Ok ok... vou ali pegar um sabão de coco! feia!
Pode ser algumas coisas...
Aquele menino sujo que brincou dia todo e vai pra casa... não quer tomar banho e perder todo "divertimento" e tudo que passou, quer continuar sujo, fazendo parte daquilo mesmo não fazendo mais.
Ou seria uma segurança, criar uma crosta de sujeira que te impede ter mais sujeira.
Ao menos aquela ali já sua, criada aos poucos, sujeiro particular, intima eu diria.
Morremos velhos enterrados na terra suja e nossa alma é limpa.. quase transparente?
Limpa-se um corpo de terra com agua..
Limpa-se uma alma transparente.. com???
(Voce melhora cada vez mais nessa coisa toda de escrever)
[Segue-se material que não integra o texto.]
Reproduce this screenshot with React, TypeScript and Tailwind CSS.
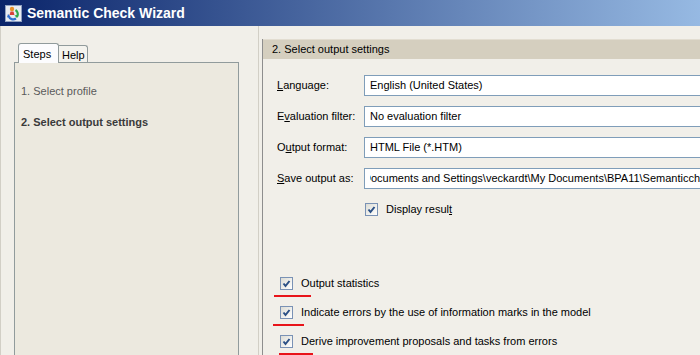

E tem uma canção que diz...
"Todo o mundo é uma pessoa engraçada
E todo o mundo tem a alma emaranhada
Todo mundo tem uma infância que ressoa
No fundo de um bolso esquecido
Todo mundo tem restos de sonhos
E cantos de vida devastados
Todo mundo procurou alguma coisa um dia
Mas todo mundo não a encontrou"
E aí vamos pintando o rosto e o corpo, como se fossemos pra guerra. Na verdade é uma guerra e nós, soldados que somos, escondidos muitas vezes atrás de trincheiras, muitas vezes rastejando por valas, nos apegamos à sujeira como que pra esquecermos nossa condição humana... ou seria o contrário?